=== Your objective ===
Locate each line holding the string "styles" and copy it.

— START Data section —

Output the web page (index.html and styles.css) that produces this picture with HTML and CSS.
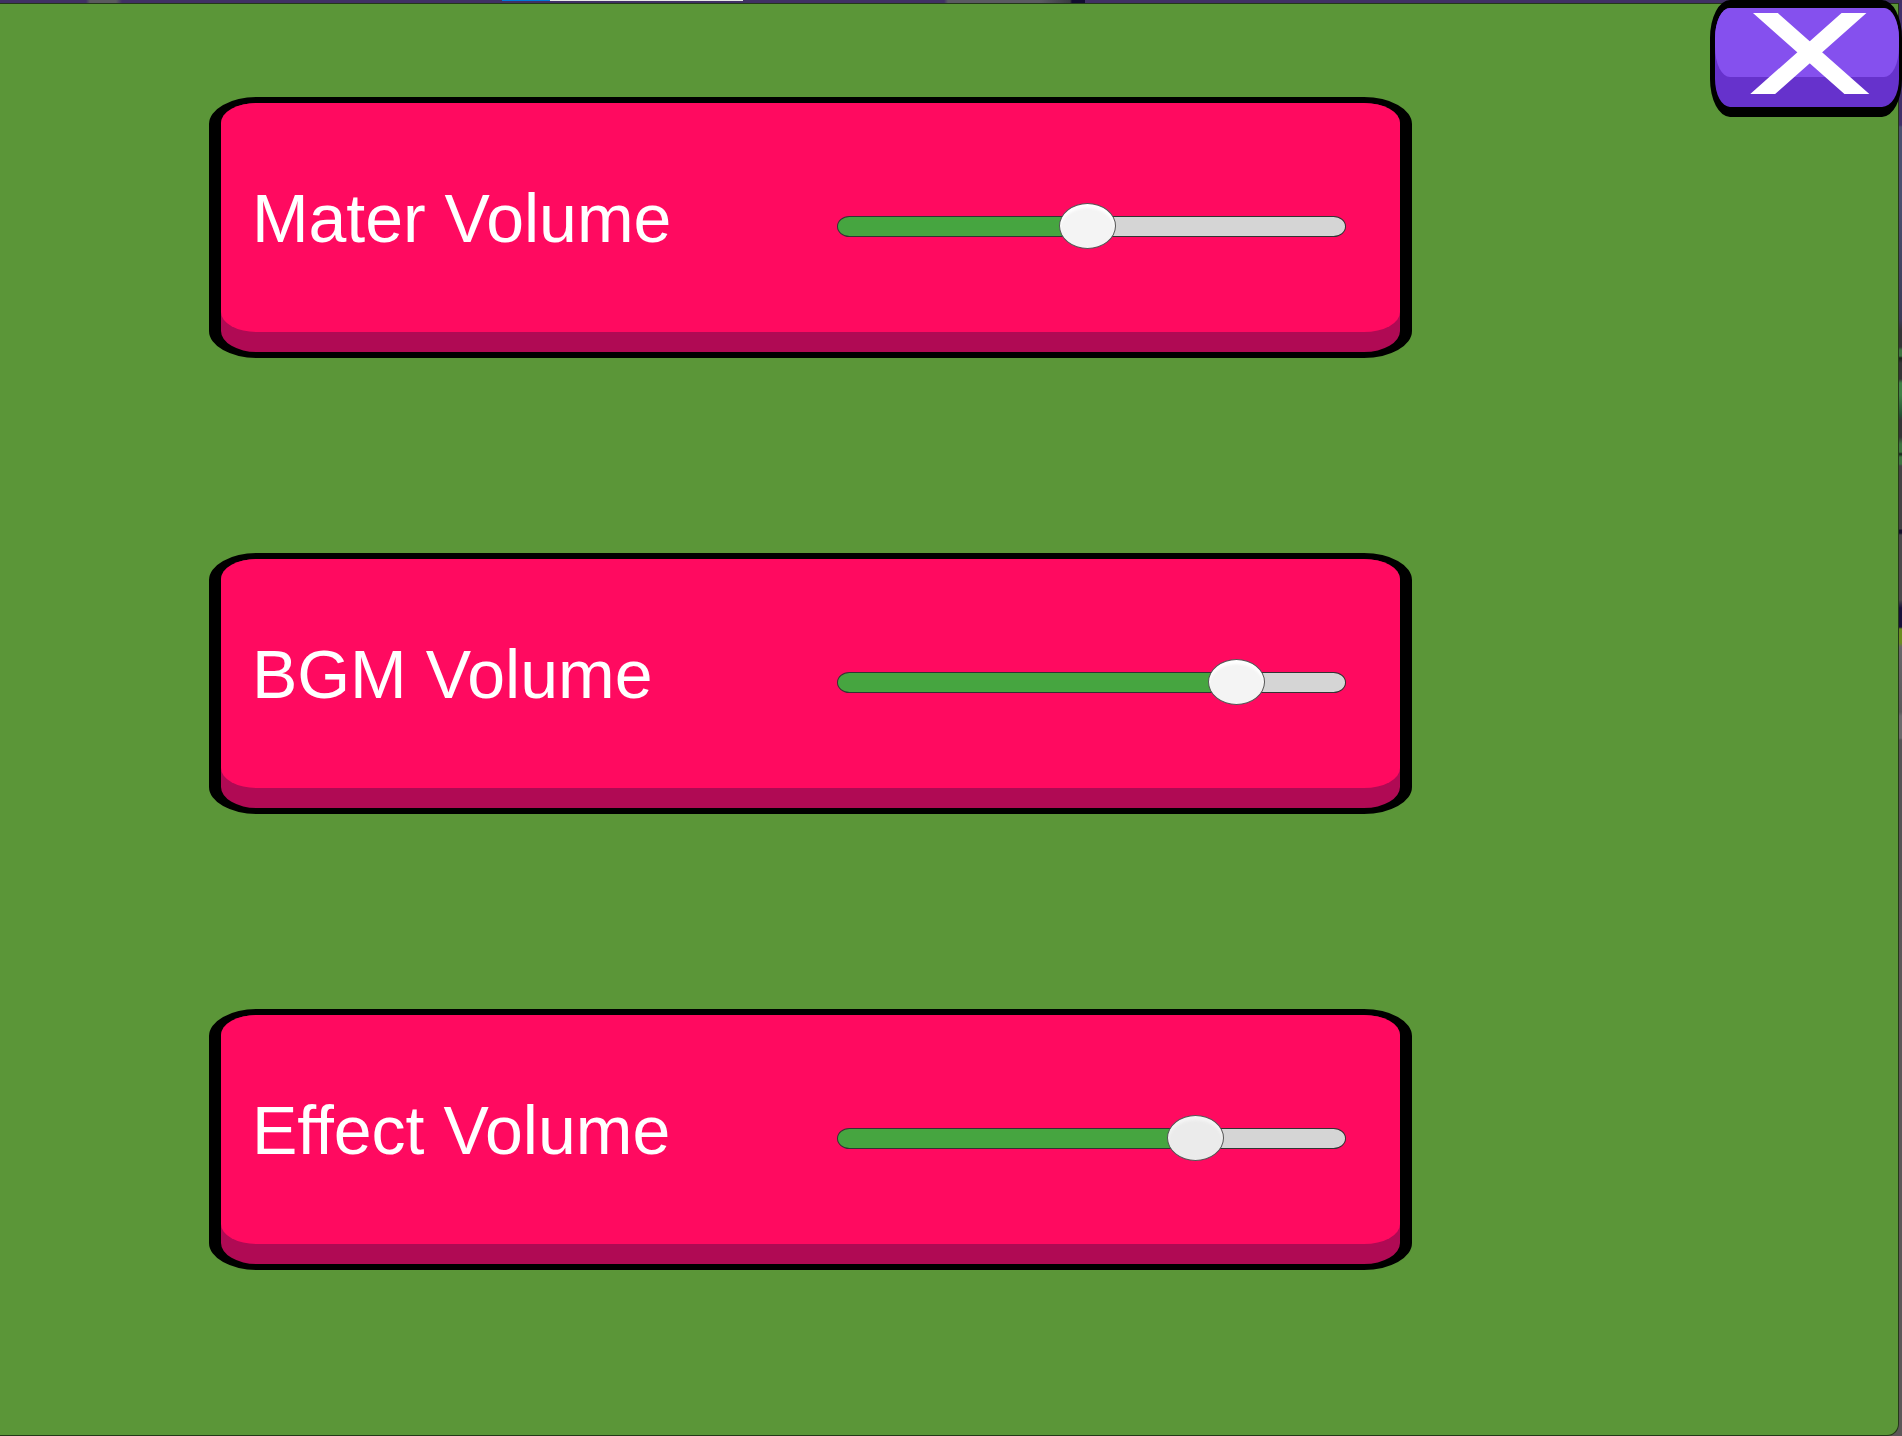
FILE: index.html
```html
<!DOCTYPE html>
<html lang="en">
<head>
  <meta charset="utf-8">
  <meta name="viewport" content="width=device-width, initial-scale=1">
  <title>Volume settings</title>
  <link rel="stylesheet" href="styles.css">
</head>
<body>
  <main class="panel">
    <section class="card">
      <label class="card-label" for="master">Mater Volume</label>
      <input class="slider" id="master" type="range" min="0" max="1000" value="492" style="--value: 0.492">
    </section>
    <section class="card">
      <label class="card-label" for="bgm">BGM Volume</label>
      <input class="slider" id="bgm" type="range" min="0" max="1000" value="823" style="--value: 0.823">
    </section>
    <section class="card">
      <label class="card-label" for="effect">Effect Volume</label>
      <input class="slider slider-active" id="effect" type="range" min="0" max="1000" value="733" style="--value: 0.733">
    </section>
  </main>
  <button class="close" type="button" aria-label="Close">
    <svg class="close-icon" viewBox="0 0 120 81" aria-hidden="true">
      <path d="M4 -10.1 L118.3 91.1 M115.4 -10.1 L1.3 91.1" fill="none" stroke="#fff" stroke-width="16.5"/>
    </svg>
  </button>
</body>
</html>
```

FILE: styles.css
```css
* {
  box-sizing: border-box;
}

/* Slivers of the game scene show above and to the right of the panel. */
body {
  margin: 0;
  min-height: 100vh;
  display: flex;
  padding: 3px 3px 0 0;
  font-family: "Liberation Sans", Arial, sans-serif;
  background-color: #5c5759;
  background-image:
    linear-gradient(90deg, transparent 502px, #0078d7 502px 550px, #e8e8e8 550px 743px, transparent 743px),
    linear-gradient(90deg, #403064 86px, #5a5a5e 90px 116px, #403064 122px 944px, #5a5a62 948px 1040px, #3a3a42 1070px, #120c30 1072px 1085px, #403064 1085px),
    linear-gradient(180deg, #40306a 125px, #4a5070 127px 200px, #3a3b58 320px, #343436 330px 347px, #3c7440 350px 356px, #152018 358px, #343436 363px 379px, #3f8146 383px 395px, #225032 415px, #343436 420px 437px, #3c7440 444px 452px, #152018 454px, #3c7440 457px 464px, #444244 466px 529px, #14102c 530px 533px, #4b494b 535px 600px, #17103a 608px 627px, #6b8c20 629px 643px, #68666a 647px, #5a585a 712px, #6c6a6c 716px 738px, #555355 740px 860px, #5c5759 960px);
  background-size: 100% 1px, 100% 3px, 3px 100%;
  background-position: 0 0, 0 0, 100% 0;
  background-repeat: no-repeat;
}

.panel {
  flex: 1;
  display: flex;
  flex-direction: column;
  gap: 195px;
  padding: 93px 0 93px 11%;
  background: #5b9638;
  border: 1px solid #243818;
  border-left: 0;
  border-bottom-right-radius: 12px;
}

.card {
  width: 71.2%;
  min-height: 261px;
  display: flex;
  align-items: center;
  justify-content: space-between;
  padding: 0 54px 20px 31px;
  border: solid #000;
  border-width: 6px 12px;
  border-radius: 48px / 27px;
  background: #b00a54;
  position: relative;
  z-index: 0;
}

/* Raised face above the darker lower lip. */
.card::before {
  content: "";
  position: absolute;
  z-index: -1;
  inset: 0 0 20px;
  background: #ff0a60;
  border-radius: 36px / 20px;
}

.card-label {
  color: #fff;
  font-size: 68px;
  line-height: 80px;
  white-space: nowrap;
}

.slider {
  --thumb: 57px;
  --fill: calc(var(--thumb) / 2 + (100% - var(--thumb)) * var(--value));
  appearance: none;
  flex: 0 0 509px;
  height: 46px;
  margin: 17px 0 0;
  background: transparent;
  cursor: pointer;
}

.slider::-webkit-slider-runnable-track {
  height: 21px;
  border: 1px solid #333;
  border-radius: 13px / 11px;
  background: linear-gradient(90deg, #46a540 var(--fill), #d5d5d5 var(--fill));
}

.slider::-webkit-slider-thumb {
  appearance: none;
  width: 57px;
  height: 46px;
  margin-top: -14px;
  border: 1px solid #555;
  border-radius: 50%;
  background: #f4f4f4;
  box-shadow: inset 0 4px 3px #fff;
}

.slider-active::-webkit-slider-thumb {
  background: #ebebeb;
  box-shadow: inset 0 4px 3px #f5f5f5;
}

.close {
  position: absolute;
  top: 0;
  right: 0;
  width: 192px;
  height: 117px;
  display: flex;
  justify-content: center;
  align-items: flex-start;
  padding: 5px 0 0 5px;
  border: solid #000;
  border-width: 8px 3px 10px 5px;
  border-radius: 20px / 38px;
  background: #6632cc;
  z-index: 0;
  cursor: pointer;
}

.close::before {
  content: "";
  position: absolute;
  z-index: -1;
  inset: 0 0 30px;
  background: #8550ee;
  border-radius: 15px / 30px;
}

.close-icon {
  width: 120px;
  height: 81px;
  overflow: hidden;
}
```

— END Data section —

=== Solution to this task ===
Output the web page (index.html and styles.css) that produces this picture with HTML and CSS.
  <link rel="stylesheet" href="styles.css">
FILE: styles.css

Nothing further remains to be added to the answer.